[Items listed in a dataset]
- - - -
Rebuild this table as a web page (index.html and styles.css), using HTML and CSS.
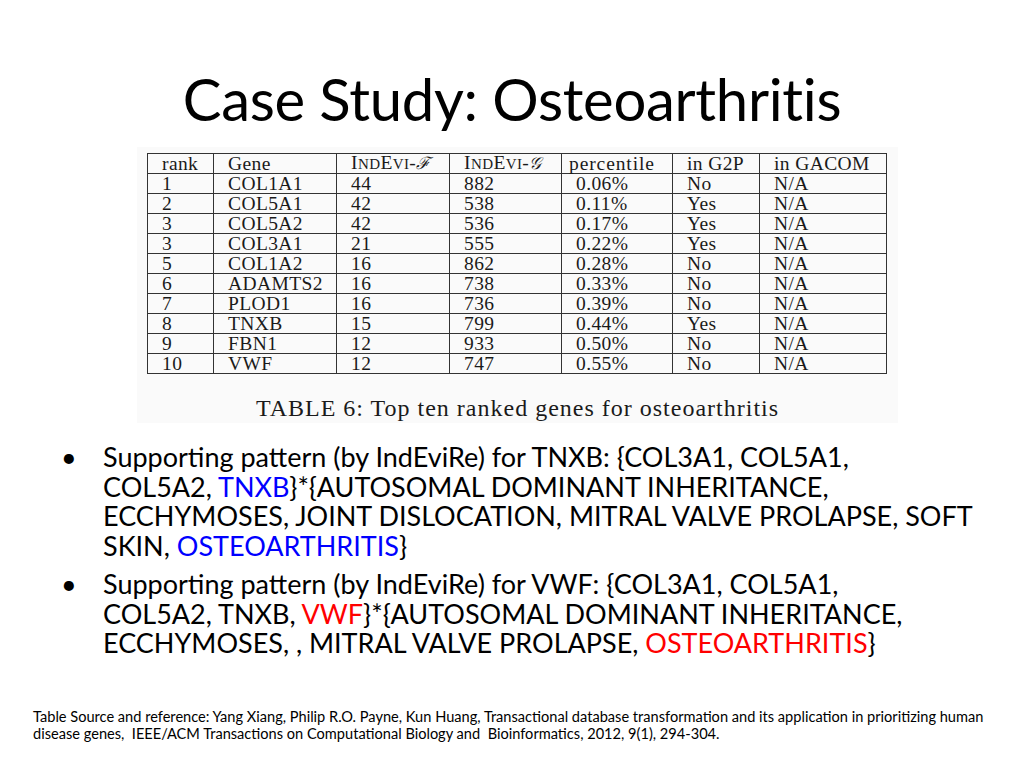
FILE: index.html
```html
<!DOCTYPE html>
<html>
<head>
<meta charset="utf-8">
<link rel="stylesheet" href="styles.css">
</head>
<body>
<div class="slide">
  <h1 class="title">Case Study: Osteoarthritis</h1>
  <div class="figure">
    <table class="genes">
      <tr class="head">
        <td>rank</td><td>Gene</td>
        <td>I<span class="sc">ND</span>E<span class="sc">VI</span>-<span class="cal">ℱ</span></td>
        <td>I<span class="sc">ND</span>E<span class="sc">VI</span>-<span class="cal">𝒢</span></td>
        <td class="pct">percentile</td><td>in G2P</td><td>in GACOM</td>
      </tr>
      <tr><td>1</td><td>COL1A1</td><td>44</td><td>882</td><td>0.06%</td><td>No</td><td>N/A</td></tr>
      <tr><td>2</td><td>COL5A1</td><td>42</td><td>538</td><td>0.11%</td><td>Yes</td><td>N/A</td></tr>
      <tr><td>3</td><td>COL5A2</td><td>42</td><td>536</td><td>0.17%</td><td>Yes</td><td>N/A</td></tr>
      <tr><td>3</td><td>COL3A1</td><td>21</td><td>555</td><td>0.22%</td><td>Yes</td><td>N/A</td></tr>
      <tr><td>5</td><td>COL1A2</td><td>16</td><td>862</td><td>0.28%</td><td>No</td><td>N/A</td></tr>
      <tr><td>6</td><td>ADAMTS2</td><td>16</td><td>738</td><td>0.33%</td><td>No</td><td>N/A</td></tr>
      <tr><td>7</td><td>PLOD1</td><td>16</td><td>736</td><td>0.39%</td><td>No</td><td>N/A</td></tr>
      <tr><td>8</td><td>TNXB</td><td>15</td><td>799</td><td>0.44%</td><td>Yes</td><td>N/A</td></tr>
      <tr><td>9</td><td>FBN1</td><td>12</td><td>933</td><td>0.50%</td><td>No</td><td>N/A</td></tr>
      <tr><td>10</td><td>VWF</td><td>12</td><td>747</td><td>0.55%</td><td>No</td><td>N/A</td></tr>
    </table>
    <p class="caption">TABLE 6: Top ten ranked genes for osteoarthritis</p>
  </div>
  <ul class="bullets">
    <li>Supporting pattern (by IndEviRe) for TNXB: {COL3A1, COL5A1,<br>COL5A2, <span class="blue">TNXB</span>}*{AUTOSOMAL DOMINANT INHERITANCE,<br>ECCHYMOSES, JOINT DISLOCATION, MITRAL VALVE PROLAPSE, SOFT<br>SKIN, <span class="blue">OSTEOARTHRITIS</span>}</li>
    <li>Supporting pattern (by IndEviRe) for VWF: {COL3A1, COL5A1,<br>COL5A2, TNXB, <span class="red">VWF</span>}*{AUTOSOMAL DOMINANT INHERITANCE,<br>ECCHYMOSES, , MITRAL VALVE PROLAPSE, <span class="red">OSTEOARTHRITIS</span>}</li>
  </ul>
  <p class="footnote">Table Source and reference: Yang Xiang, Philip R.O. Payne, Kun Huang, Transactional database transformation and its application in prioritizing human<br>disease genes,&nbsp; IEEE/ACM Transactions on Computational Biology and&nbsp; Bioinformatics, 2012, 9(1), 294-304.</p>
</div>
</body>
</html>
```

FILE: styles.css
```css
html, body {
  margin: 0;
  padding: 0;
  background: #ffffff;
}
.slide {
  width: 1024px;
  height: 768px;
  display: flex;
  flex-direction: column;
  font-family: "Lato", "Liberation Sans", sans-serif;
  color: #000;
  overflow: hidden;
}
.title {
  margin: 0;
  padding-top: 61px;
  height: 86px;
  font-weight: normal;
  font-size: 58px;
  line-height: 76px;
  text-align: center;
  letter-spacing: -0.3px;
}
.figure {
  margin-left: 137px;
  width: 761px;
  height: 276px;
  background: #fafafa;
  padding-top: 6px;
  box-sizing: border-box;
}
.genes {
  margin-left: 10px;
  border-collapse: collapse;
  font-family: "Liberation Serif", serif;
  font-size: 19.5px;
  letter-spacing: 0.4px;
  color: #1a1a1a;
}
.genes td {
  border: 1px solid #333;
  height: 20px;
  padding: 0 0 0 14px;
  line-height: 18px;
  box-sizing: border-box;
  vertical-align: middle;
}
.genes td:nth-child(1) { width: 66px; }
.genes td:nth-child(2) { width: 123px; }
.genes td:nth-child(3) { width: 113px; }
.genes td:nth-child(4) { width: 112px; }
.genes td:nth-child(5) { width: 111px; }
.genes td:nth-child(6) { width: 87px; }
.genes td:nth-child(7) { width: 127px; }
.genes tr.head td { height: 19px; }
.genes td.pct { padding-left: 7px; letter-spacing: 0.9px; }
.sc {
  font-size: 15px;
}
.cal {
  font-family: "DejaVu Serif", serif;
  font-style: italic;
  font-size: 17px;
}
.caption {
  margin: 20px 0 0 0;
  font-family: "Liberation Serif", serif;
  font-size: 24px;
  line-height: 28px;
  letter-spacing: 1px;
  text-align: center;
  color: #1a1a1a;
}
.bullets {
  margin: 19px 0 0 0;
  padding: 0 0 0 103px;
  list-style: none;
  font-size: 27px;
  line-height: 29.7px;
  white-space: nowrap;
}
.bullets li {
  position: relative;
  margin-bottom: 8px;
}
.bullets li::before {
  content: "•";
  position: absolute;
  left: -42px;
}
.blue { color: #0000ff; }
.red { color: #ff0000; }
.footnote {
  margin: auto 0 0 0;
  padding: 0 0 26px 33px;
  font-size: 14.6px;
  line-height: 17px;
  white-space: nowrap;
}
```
- - - -
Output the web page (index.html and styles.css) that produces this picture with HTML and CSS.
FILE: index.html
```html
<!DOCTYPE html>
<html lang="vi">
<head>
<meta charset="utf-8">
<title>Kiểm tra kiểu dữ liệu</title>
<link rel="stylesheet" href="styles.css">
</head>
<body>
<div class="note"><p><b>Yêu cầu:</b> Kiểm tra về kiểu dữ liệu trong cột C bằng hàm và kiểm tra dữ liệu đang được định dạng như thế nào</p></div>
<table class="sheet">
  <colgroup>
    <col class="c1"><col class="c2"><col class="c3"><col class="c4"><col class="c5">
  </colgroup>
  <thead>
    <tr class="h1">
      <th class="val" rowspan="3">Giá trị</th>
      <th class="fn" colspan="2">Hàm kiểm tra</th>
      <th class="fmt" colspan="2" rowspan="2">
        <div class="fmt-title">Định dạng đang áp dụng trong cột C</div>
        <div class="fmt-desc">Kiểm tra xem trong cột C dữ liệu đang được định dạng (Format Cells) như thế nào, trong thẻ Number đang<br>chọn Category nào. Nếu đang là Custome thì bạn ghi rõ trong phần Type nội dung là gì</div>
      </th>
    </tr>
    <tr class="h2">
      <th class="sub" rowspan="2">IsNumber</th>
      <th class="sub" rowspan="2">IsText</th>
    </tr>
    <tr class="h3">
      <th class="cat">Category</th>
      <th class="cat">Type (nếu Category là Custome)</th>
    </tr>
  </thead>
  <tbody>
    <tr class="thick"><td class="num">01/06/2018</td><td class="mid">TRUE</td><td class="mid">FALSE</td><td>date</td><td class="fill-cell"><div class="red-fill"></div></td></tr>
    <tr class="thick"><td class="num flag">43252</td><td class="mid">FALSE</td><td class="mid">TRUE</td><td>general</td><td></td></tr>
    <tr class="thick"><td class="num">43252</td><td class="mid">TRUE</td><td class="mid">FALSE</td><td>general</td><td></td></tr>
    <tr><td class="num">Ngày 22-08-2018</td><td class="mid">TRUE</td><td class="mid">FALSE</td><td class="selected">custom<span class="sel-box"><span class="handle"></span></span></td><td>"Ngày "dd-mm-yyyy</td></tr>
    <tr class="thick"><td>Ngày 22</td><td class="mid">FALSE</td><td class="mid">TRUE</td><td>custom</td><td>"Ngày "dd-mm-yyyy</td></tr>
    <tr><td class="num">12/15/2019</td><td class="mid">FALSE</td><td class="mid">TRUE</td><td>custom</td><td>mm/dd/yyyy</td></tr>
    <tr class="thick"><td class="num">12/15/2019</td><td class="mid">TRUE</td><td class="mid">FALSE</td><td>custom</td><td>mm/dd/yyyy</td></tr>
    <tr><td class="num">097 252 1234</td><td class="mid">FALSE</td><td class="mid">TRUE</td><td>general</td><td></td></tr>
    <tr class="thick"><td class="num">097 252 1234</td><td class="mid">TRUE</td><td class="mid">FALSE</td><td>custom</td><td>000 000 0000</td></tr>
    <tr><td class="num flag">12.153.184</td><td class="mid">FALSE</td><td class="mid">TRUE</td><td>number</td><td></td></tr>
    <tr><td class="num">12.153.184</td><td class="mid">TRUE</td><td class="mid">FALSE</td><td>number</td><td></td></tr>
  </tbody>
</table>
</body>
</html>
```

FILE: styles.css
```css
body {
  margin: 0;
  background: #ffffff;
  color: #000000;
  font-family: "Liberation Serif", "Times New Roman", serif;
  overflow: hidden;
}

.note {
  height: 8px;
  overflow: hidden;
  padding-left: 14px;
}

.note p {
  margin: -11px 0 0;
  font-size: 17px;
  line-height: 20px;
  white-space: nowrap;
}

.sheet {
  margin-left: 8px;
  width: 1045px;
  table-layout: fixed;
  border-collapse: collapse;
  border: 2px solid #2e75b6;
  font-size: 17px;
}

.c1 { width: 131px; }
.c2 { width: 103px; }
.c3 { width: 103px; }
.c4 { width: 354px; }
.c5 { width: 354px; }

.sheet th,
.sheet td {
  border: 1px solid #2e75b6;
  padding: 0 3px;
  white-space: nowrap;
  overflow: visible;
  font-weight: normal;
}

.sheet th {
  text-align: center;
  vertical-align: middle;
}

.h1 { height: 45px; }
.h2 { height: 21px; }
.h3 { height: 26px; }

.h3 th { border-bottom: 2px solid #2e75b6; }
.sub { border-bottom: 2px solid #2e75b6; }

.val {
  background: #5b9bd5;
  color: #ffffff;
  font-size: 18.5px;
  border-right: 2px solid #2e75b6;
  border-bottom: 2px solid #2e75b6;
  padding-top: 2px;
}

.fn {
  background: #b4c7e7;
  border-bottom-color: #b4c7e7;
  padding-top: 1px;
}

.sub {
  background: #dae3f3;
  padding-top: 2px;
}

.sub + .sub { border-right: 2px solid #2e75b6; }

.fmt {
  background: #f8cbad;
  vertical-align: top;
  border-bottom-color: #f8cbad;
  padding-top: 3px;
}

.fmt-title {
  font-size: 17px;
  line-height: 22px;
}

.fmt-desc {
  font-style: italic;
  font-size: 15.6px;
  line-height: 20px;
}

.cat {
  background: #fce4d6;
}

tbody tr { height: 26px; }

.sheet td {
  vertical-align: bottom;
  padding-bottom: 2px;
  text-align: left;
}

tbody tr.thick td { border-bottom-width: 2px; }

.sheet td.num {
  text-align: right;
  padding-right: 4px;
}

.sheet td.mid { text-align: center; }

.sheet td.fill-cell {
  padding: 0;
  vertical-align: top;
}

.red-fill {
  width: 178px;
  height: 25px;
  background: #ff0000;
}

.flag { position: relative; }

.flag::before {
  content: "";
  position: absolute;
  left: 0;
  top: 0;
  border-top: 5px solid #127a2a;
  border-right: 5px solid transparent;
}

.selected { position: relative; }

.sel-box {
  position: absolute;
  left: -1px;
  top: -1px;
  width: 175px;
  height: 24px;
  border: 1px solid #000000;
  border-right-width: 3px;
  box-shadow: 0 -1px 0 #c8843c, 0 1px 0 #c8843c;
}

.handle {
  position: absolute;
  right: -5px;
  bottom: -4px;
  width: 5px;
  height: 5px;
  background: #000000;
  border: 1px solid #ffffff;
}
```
- - - -
From the records above, pick out and copy each line holding the word "index".

* WRITTEN SOLUTION
Rebuild this table as a web page (index.html and styles.css), using HTML and CSS.
FILE: index.html
Output the web page (index.html and styles.css) that produces this picture with HTML and CSS.
FILE: index.html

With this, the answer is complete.